— BEGIN Dataset excerpt —

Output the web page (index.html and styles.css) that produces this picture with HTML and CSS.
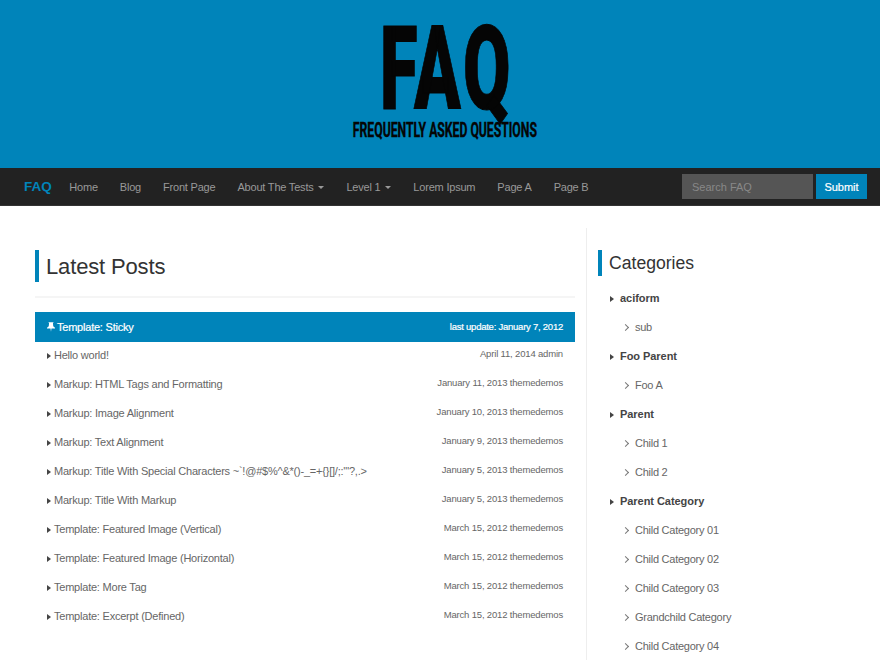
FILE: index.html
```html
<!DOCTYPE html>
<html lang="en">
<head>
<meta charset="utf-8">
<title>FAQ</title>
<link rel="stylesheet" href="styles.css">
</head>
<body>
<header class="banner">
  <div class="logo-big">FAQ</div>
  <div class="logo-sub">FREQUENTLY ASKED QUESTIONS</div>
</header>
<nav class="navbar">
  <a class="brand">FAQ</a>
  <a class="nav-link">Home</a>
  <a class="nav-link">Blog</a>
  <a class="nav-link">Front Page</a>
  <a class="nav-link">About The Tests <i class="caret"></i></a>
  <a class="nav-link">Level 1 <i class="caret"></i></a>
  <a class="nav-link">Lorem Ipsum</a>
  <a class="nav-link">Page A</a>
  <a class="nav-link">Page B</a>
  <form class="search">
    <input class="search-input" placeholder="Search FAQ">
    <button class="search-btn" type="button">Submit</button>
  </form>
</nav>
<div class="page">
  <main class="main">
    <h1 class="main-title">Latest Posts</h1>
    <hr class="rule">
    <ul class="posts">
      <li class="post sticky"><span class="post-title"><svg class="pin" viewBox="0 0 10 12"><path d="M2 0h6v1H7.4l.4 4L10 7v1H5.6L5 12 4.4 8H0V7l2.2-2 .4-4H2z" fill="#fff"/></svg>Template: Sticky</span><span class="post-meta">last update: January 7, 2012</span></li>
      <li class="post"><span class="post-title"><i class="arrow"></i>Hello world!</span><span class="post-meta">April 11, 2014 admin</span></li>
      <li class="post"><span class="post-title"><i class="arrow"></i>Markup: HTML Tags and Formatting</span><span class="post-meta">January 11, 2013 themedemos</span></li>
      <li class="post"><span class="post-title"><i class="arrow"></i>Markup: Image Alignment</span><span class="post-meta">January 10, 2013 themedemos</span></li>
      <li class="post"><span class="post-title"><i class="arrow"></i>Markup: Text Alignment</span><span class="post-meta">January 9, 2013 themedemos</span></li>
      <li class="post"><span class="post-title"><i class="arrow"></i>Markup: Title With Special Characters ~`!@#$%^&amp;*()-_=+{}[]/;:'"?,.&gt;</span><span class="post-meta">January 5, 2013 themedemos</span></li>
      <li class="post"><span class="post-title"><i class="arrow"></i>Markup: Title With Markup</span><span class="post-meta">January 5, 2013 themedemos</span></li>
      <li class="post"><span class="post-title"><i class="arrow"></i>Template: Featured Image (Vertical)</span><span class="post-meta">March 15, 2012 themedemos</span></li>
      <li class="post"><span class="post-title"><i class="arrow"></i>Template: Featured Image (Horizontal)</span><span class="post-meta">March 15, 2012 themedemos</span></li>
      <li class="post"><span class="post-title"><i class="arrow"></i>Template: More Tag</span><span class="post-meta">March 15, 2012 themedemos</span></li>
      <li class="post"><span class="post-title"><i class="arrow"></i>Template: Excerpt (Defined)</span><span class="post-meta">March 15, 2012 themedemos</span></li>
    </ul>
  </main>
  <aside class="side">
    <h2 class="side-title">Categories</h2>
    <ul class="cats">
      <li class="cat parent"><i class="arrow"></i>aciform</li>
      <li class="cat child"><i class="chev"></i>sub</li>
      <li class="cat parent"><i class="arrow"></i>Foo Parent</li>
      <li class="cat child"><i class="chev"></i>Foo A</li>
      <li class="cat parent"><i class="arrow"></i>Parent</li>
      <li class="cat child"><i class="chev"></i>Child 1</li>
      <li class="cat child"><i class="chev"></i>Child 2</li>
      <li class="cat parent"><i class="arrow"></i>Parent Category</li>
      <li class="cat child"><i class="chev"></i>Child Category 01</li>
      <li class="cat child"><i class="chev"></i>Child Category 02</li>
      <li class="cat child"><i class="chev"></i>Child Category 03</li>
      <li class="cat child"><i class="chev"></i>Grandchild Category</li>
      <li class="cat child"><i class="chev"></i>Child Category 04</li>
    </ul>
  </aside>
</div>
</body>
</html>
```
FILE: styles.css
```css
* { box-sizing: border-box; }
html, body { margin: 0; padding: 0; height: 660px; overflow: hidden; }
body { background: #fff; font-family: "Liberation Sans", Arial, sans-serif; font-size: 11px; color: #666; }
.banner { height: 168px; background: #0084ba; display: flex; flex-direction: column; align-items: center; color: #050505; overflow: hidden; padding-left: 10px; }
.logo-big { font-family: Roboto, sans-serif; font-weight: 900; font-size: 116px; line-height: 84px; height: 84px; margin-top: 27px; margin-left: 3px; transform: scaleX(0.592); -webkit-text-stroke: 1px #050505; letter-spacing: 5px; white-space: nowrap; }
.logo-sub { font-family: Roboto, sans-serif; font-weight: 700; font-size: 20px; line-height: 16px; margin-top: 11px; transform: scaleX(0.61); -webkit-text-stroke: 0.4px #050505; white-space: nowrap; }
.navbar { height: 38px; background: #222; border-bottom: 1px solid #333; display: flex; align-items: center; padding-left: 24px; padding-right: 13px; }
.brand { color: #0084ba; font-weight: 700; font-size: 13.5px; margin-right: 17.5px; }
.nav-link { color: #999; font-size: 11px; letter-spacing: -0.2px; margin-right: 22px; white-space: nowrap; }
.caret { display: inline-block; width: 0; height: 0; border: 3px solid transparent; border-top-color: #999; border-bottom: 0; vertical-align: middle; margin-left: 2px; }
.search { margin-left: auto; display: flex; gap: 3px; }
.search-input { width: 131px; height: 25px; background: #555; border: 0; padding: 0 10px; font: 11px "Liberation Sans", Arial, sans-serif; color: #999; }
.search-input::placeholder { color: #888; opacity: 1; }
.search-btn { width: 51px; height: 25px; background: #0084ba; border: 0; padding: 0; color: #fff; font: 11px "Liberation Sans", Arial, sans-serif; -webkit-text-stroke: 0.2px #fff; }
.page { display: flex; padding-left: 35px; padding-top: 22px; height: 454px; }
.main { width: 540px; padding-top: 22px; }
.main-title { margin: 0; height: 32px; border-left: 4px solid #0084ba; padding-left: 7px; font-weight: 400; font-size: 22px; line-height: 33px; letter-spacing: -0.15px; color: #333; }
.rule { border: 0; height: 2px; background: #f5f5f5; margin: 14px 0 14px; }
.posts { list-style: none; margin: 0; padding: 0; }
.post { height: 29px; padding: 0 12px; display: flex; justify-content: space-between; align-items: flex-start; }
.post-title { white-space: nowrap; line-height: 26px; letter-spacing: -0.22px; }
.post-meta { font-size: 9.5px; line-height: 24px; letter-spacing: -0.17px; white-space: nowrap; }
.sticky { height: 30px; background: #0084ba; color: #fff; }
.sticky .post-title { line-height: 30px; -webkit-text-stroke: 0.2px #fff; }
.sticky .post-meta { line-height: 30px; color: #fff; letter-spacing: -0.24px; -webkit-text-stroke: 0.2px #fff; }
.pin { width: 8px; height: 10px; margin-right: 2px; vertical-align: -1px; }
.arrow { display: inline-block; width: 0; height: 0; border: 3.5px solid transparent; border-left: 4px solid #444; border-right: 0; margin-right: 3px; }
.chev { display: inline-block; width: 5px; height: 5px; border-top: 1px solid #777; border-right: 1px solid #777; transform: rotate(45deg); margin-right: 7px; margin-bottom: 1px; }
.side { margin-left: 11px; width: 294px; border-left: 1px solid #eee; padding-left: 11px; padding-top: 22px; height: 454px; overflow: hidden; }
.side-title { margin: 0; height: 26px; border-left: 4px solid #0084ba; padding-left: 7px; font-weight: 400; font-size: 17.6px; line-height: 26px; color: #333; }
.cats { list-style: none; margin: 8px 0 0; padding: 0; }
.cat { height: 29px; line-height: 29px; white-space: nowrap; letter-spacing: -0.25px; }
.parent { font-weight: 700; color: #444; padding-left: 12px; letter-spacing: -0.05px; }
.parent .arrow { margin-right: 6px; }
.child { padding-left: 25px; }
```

— END Dataset excerpt —

**Aim:** Show the lines from the data above that contain the string "styles".

**Answer in full:**
Output the web page (index.html and styles.css) that produces this picture with HTML and CSS.
<link rel="stylesheet" href="styles.css">
FILE: styles.css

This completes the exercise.